## Record excerpts:
_ _ _ _
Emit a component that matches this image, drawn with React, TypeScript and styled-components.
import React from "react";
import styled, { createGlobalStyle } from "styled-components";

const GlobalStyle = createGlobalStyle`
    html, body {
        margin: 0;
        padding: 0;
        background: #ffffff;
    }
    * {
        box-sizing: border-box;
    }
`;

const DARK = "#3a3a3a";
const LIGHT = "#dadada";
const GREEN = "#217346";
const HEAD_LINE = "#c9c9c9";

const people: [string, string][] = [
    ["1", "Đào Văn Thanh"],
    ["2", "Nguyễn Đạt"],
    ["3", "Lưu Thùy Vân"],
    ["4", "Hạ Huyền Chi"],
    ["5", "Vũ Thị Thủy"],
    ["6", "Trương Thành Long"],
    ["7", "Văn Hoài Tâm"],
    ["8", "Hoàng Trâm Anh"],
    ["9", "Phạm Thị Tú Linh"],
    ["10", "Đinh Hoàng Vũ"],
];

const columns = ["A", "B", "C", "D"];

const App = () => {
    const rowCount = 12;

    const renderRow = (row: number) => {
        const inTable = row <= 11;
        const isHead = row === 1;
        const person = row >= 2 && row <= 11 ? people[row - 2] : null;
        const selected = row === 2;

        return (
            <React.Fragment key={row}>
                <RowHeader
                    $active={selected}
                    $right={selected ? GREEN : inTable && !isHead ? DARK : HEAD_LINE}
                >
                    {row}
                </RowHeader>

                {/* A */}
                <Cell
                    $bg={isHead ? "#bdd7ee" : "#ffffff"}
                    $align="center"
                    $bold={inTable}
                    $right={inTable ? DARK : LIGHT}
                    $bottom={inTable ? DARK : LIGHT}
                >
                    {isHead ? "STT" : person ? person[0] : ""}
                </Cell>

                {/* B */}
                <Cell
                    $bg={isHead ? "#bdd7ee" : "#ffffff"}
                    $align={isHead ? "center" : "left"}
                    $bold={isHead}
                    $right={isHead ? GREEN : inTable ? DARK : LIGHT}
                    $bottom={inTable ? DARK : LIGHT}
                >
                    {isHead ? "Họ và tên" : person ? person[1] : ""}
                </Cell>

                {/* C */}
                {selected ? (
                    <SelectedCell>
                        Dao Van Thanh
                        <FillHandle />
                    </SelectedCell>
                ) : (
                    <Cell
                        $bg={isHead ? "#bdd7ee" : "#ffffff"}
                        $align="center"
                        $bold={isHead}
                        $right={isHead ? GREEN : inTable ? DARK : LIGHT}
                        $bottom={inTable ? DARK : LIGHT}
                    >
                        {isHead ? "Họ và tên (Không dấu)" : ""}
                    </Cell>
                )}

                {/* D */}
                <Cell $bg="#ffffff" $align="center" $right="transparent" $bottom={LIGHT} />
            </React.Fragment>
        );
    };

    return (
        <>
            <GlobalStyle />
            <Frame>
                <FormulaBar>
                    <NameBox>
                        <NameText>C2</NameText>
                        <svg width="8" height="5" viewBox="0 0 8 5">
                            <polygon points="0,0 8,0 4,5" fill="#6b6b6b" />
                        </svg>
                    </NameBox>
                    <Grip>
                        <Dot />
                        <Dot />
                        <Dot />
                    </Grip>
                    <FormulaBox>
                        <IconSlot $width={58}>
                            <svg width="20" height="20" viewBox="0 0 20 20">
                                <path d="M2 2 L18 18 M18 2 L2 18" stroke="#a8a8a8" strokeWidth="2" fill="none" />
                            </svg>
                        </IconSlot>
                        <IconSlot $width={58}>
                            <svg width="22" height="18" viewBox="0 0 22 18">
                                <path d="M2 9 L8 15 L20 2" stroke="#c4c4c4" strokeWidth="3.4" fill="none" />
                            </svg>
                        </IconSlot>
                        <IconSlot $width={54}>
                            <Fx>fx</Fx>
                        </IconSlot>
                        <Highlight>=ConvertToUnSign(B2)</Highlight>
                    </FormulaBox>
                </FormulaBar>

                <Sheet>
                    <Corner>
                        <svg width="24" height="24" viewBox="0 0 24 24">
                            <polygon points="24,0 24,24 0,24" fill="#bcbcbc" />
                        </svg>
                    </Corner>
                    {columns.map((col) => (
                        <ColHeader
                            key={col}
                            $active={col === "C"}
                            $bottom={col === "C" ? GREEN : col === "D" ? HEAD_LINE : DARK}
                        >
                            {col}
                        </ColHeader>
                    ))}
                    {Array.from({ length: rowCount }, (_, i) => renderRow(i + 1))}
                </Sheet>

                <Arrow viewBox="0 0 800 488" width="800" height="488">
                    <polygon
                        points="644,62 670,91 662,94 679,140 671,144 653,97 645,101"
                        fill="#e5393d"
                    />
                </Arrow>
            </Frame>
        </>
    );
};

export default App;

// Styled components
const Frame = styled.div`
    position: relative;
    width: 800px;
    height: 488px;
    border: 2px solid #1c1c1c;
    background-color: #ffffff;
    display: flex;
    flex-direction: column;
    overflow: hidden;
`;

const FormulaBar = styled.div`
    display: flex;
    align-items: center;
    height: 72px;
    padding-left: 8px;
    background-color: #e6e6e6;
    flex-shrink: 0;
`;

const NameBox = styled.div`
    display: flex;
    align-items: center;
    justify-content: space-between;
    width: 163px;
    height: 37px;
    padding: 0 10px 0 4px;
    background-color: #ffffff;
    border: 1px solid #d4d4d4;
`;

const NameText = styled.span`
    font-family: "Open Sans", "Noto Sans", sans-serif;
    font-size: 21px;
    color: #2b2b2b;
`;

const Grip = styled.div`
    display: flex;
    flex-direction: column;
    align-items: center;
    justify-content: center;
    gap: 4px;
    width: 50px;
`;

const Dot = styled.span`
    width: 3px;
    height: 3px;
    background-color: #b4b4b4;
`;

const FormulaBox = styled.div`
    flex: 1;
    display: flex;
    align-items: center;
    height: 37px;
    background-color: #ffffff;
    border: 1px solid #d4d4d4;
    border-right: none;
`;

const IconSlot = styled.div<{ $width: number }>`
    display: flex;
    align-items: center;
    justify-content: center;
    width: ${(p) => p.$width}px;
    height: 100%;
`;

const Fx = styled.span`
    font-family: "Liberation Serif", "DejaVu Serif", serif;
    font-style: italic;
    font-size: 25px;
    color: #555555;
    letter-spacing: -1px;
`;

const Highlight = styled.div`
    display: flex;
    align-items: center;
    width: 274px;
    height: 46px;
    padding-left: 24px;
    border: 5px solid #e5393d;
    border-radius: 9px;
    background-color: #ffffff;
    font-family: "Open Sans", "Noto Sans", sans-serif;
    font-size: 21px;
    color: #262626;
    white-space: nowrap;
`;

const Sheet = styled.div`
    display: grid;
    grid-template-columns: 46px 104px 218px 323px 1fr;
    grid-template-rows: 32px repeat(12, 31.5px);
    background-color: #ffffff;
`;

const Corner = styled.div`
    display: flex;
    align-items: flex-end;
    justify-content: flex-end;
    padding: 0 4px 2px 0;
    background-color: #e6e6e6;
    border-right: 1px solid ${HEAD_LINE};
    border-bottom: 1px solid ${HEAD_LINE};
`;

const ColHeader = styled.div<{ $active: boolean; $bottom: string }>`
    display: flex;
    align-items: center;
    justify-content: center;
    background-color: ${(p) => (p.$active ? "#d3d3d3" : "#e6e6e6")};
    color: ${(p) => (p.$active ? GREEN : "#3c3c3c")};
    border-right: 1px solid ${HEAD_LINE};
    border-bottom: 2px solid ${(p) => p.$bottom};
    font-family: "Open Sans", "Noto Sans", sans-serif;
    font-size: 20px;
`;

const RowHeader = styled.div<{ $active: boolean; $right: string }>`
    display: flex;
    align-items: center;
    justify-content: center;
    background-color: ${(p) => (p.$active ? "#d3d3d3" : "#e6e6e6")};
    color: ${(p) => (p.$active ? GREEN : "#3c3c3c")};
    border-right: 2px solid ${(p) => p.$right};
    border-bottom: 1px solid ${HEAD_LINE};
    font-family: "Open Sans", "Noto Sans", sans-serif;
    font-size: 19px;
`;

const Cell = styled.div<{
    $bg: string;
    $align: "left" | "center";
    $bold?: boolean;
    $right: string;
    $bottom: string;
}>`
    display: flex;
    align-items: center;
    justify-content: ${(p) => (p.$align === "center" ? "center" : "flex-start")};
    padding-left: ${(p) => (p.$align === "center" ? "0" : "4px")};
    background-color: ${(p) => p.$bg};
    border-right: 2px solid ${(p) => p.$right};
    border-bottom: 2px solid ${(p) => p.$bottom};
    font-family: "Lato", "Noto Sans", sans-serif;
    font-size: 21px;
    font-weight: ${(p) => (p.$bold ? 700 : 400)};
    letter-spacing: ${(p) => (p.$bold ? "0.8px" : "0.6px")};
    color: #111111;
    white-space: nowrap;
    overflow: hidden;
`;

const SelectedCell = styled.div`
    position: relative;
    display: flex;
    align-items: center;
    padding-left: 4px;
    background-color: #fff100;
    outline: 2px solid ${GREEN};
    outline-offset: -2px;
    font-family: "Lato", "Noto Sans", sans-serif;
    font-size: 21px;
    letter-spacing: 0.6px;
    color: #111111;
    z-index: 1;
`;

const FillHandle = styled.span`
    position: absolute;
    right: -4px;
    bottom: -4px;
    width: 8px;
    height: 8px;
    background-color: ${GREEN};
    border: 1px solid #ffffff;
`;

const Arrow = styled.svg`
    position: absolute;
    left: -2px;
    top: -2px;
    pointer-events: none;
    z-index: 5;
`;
_ _ _ _
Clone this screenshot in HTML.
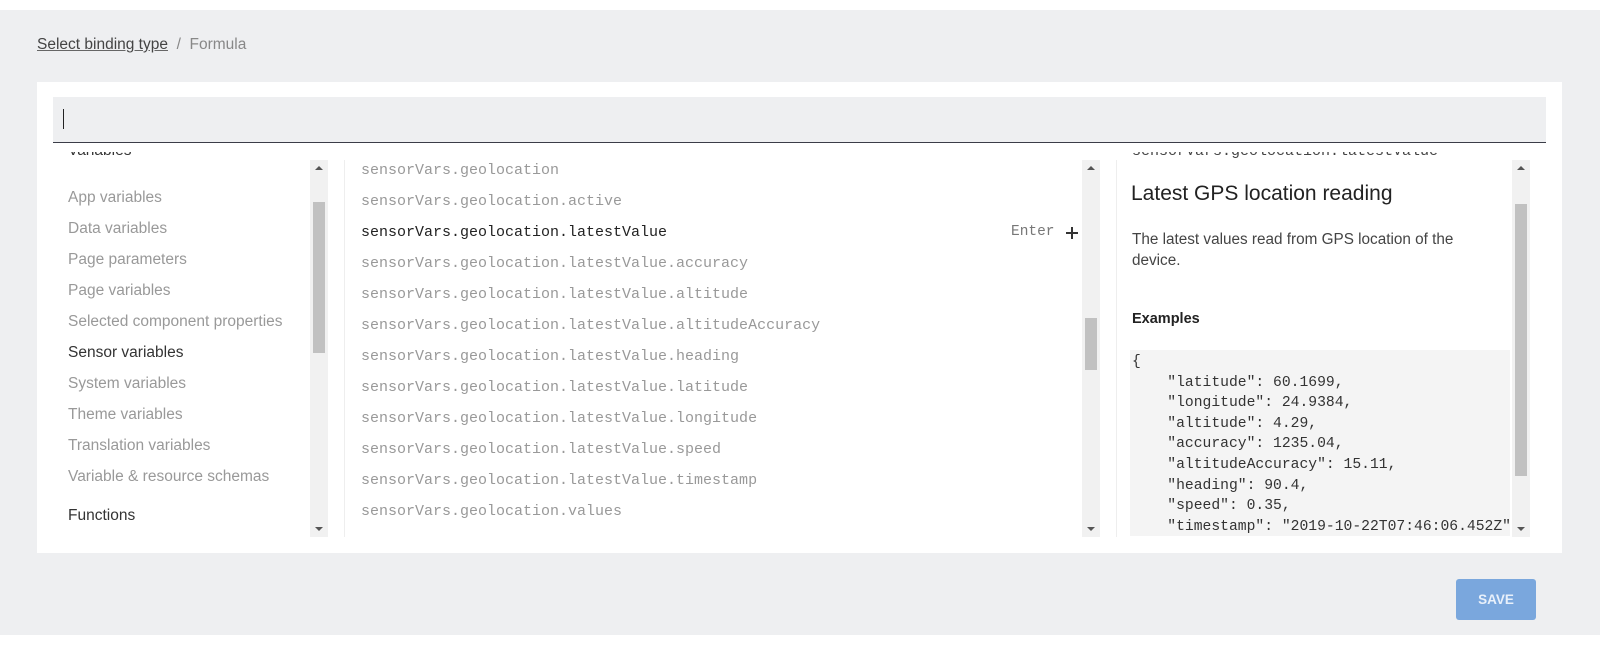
_ _ _ _
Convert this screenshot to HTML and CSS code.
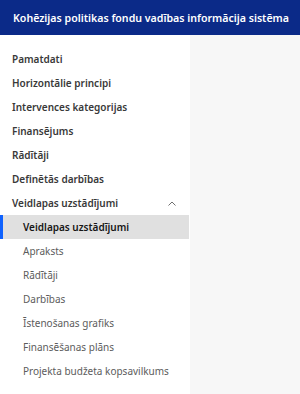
_ _ _ _
Work out how many lines of the data hold the string "components". Reply with that number alone.

3